Where a line holds "styles", copy it.

--- Begin ---

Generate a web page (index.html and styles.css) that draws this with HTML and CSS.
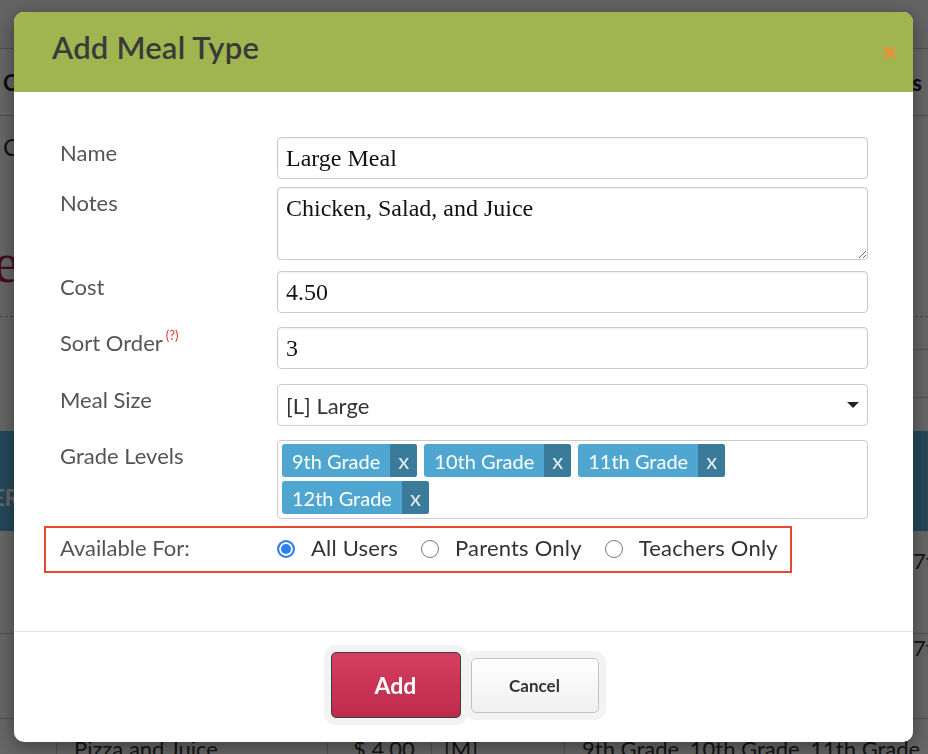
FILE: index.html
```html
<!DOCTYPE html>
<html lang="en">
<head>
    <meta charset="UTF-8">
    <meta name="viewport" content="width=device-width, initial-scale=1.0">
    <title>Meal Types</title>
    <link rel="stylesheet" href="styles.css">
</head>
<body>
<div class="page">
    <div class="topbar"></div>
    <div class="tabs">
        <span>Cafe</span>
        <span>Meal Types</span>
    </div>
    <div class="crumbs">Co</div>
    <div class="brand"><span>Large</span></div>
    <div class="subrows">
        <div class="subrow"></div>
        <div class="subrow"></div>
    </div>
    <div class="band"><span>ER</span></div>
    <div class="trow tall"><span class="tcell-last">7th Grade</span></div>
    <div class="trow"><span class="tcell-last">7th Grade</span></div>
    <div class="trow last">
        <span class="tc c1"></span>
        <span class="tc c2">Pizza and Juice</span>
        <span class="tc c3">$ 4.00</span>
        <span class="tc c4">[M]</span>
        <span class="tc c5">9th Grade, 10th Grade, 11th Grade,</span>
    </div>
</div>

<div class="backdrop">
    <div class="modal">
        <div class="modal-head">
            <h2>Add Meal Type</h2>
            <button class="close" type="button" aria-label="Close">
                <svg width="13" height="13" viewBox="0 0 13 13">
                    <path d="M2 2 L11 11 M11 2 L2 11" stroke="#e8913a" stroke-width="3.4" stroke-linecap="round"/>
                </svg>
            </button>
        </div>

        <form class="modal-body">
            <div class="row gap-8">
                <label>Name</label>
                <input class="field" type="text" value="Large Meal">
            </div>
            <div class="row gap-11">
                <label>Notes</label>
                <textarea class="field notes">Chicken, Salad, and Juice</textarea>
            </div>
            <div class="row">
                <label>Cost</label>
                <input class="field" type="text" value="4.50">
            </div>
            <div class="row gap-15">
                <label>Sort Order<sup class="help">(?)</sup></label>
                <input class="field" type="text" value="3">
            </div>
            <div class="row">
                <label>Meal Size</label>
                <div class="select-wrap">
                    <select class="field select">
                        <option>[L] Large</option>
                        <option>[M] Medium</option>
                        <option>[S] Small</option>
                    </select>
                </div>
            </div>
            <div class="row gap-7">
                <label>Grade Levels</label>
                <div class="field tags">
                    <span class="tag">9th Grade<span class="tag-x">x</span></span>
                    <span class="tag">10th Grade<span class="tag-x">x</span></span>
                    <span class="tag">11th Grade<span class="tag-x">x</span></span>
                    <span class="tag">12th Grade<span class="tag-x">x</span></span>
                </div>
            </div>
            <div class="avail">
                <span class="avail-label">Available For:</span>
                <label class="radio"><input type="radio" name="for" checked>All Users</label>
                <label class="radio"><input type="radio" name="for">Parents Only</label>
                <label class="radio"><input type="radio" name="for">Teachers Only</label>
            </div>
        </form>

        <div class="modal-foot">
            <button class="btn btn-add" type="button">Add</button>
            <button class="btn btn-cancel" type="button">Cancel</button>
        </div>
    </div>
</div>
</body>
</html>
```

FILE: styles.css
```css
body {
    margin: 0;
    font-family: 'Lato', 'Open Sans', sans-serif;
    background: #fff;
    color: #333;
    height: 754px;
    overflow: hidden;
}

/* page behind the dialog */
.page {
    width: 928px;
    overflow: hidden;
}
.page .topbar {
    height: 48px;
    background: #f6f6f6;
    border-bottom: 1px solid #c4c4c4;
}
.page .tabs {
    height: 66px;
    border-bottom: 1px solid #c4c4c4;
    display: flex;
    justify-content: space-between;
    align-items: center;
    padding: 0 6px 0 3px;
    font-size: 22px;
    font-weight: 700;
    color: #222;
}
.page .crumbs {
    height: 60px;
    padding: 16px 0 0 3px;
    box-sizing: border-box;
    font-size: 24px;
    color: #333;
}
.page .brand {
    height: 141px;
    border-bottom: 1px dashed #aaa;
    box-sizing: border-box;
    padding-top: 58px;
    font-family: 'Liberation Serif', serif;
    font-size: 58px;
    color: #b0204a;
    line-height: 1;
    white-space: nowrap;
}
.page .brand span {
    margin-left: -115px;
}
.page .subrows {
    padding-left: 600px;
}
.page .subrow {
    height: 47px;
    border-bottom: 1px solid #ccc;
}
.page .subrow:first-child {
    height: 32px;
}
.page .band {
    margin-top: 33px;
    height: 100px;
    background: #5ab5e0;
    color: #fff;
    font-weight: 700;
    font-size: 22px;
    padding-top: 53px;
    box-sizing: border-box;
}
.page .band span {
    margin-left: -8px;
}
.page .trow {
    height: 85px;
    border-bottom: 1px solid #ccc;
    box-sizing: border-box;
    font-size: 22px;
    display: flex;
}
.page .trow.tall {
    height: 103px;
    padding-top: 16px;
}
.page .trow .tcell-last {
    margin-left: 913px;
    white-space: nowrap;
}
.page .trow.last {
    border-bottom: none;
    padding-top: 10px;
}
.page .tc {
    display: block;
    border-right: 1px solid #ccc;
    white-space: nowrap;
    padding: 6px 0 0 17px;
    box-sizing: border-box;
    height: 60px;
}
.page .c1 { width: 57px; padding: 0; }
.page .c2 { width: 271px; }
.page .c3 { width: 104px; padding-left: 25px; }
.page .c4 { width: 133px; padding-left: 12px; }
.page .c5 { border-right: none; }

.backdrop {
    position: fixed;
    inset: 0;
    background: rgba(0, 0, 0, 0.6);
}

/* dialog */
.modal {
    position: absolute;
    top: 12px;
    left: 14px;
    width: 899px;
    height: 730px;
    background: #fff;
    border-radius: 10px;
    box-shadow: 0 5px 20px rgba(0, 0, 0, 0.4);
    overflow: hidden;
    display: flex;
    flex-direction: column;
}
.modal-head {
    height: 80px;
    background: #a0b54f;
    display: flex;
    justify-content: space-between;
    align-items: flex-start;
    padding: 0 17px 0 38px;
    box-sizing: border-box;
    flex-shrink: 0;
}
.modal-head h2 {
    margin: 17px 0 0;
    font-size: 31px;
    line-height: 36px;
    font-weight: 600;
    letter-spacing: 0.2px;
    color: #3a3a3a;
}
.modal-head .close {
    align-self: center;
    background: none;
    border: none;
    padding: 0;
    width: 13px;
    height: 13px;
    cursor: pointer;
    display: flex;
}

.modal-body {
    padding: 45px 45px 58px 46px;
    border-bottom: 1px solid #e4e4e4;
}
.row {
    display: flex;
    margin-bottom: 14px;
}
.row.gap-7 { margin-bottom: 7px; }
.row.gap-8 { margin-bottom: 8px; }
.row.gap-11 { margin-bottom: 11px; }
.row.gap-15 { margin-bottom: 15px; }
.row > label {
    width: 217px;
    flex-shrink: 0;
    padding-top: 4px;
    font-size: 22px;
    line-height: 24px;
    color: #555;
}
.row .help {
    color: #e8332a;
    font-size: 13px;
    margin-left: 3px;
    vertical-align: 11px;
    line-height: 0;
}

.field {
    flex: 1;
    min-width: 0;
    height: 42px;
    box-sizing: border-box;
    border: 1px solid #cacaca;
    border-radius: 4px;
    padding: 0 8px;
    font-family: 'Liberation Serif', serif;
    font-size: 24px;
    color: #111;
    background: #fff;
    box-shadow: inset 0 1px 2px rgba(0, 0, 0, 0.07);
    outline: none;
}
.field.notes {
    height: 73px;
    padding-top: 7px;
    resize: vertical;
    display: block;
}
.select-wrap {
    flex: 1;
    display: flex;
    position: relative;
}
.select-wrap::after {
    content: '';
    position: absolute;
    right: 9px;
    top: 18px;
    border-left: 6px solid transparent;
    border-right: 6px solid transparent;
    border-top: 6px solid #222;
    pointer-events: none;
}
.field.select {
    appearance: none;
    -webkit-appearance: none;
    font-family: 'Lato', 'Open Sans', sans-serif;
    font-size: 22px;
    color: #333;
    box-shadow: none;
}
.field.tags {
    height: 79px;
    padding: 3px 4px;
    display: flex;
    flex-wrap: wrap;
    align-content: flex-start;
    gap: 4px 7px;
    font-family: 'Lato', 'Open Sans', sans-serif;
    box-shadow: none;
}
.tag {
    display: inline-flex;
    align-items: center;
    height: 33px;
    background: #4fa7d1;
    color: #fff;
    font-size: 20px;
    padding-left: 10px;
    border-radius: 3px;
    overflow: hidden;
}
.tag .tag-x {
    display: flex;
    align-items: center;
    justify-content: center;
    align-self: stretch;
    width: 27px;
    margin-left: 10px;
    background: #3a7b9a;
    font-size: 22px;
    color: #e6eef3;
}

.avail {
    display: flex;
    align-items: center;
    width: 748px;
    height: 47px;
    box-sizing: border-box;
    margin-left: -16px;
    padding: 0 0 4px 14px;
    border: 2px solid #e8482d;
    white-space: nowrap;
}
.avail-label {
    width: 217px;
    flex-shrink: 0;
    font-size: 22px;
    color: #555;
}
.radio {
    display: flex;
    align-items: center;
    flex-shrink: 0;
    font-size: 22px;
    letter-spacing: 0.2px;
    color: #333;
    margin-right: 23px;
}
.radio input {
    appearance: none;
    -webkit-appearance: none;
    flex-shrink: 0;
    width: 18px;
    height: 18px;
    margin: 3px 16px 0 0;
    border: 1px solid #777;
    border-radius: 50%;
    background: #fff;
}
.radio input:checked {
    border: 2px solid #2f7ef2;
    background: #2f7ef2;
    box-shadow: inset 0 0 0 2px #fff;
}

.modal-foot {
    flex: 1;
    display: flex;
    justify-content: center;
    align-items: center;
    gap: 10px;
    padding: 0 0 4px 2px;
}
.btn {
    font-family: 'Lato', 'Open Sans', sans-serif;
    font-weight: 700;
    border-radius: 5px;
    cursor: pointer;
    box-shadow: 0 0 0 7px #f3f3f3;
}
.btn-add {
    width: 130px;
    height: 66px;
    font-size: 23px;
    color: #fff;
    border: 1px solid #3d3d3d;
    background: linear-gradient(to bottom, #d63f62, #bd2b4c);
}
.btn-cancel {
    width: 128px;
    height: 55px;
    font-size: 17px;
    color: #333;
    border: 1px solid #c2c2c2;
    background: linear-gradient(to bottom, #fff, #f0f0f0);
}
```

--- End ---

Exercise answer:
Generate a web page (index.html and styles.css) that draws this with HTML and CSS.
    <link rel="stylesheet" href="styles.css">
FILE: styles.css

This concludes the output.